Recensione ad un volume verbovisuale scritto a quattro mani, con poesie di Stefano Vitale e immagini di Albertina Bollati
Incerto confine è un volume realizzato a quattro mani, quelle del poeta e critico letterario Stefano Vitali, che ci offre la parte verbale con una serie di poesie, e quelle di Albertina Bollati, fotografa, disegnatrice, illustratrice di loghi, copertine, libri che delle poesie ci offre una lettura fatta di immagini che inglobano piccoli lacerti dei testi di Vitale:
Lyrische Suite
Una lama di coltello
taglia il pane secco
universo che si sbriciola
polvere di vita sotto scacco.
Il tempo si raggruma
buccia d’arancia spremuta
c’è chi beve il succo
chi porta via i cadaveri.
Si resta sempre altrove
dice la nera figura
chiusa nel mio occhio:
un essere remoto o la paura?
C’è chi vive rarefatto
felice nell’evaporare
senza sporgenze di roccia da afferrare.
Suprema libertà senza figura.
Quali sono, dunque, le tematiche di questo libro d’artista? Secondo Vittorio Bo, autore dell’introduzione, «versi e i colori di Albertina e Stefano disegnano un percorso possibile, concreto, ispirato, di questa ricerca attraverso la creazione di un loro vocabolario.
Prima di tutto, la Parola, come in alfabeto muto dove alla ricerca della trasparenza di significato si oppone l’incertezza, l’imperfezione, l’attesa che giunge al termine della raccolta in modo inequivocabile: La chiave è nella Parola. Perché la parola rappresenta la forza di opporsi ai muri, il disperato desiderio di conoscere, la volontà di essere con gli altri».

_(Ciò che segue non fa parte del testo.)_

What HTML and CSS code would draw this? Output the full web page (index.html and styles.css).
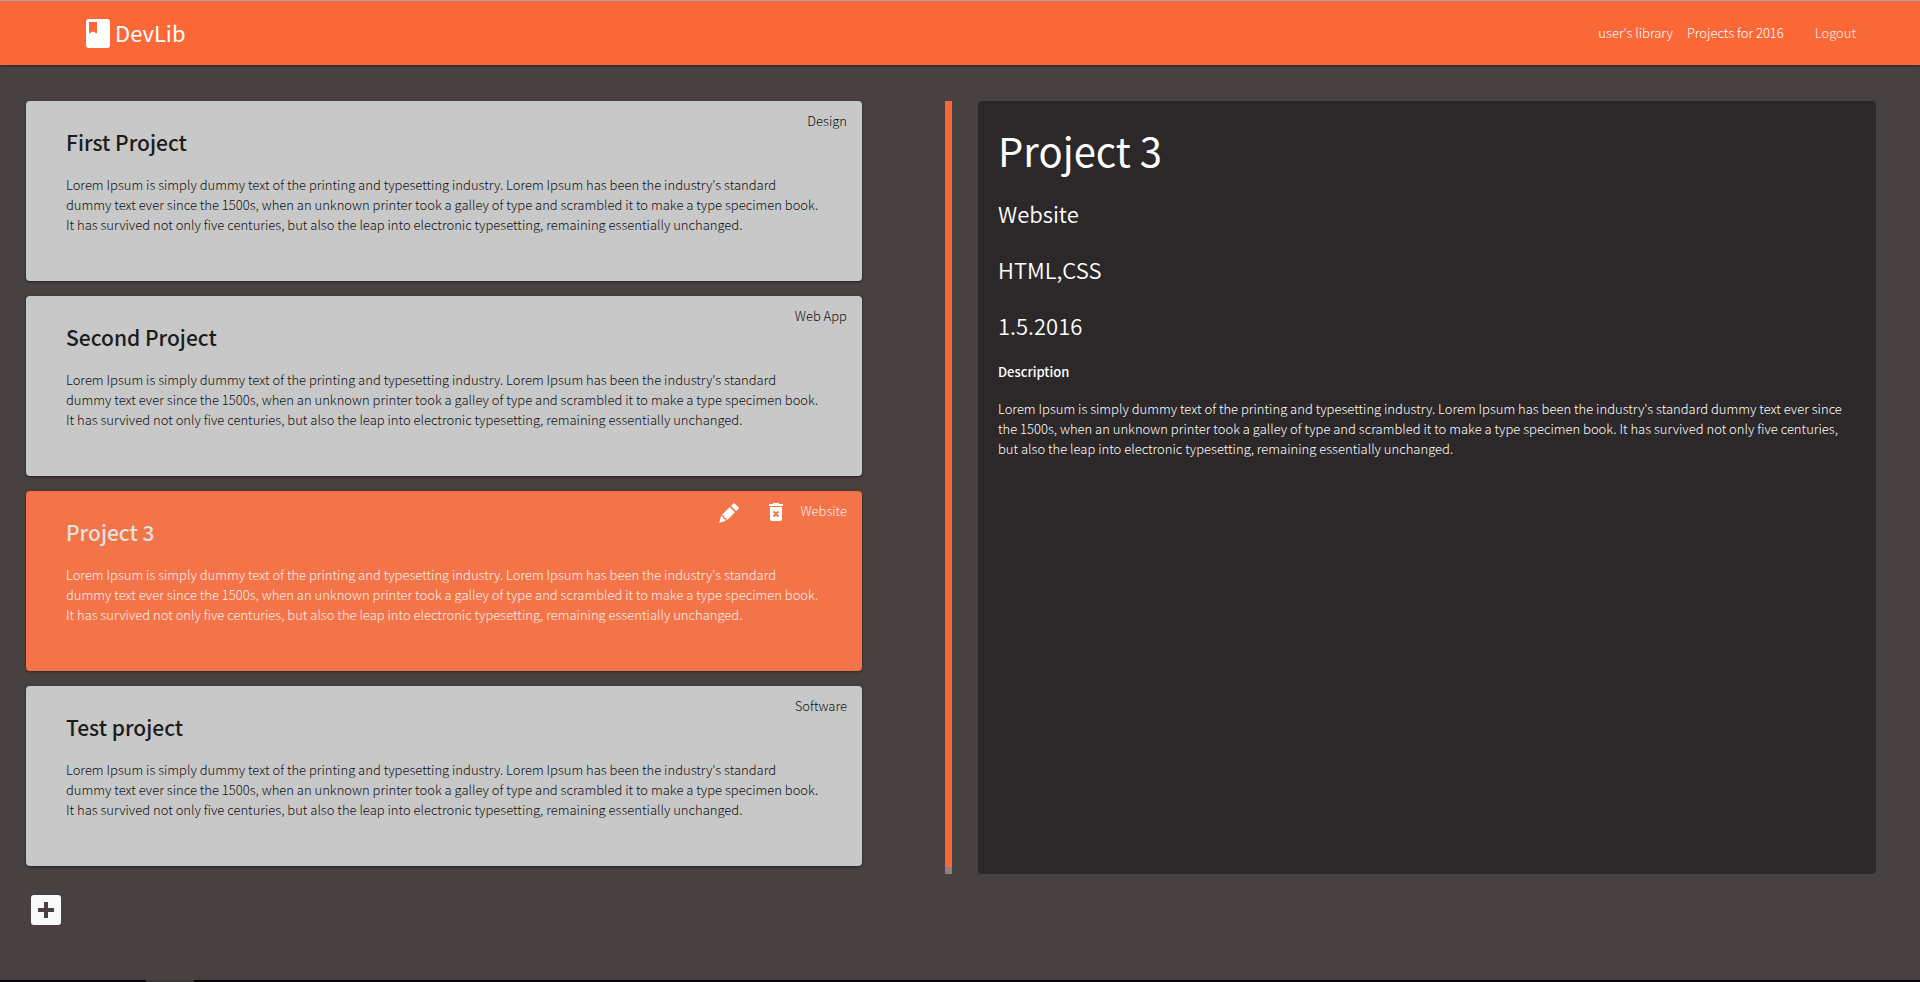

Nel leggere la prima poesia (p. 8), Chiudere i porti, da una sottile ironia, ma su un argomento delicato e umanitario, come quello dell’emigrazione di popoli che navigano il Mediterraneo (sempre più spesso in condizioni precarie e mortali: quanti morti annovera il nostro mare!) per un porto sicuro dove ricominciare a vivere, si erge un grido di protesta, che ha un solo colore: quello della solidarietà per i nostri fratelli più sfortunati:
[…]
Chiudere i porti per non incontrare
l’orrore di occhi naufraghi in mare
di corpi salvati piegati dal sole
stremati da guerre monete sonanti
del nostro silenzio di barbari stolti.
sul mare-sepolcro di cenere e sangue
le ombre dei morti sono gelate
scure radici senza più storia
deserto di mani e orecchie mozzate.
[…]
I versi e la loro concretizzazione, senza enfasi né oblio, ma crude quanto pungenti, attraverso i disegni della Bollati (semplici ma pieni di colore, di luce, di apertura) aprono luoghi e sensazioni che neanche il frenetico e veloce tempo riesce ad allontanare, che si incamminano verso nuovi orizzonti, uscendo dai confini degli stereotipi, curiosi di conosce la vita, attraverso ‒ appunto ‒ le piccole cose, i piccoli gesti, come una scritta su un muro con una grafia nervosa, brevi frammenti di parole apparentemente semplici che, oltre ad abbattere gli stessi muri, dissolvono i confini, non solo fisici ma soprattutto mentali, per una storia che ci accomuni e non ci divida.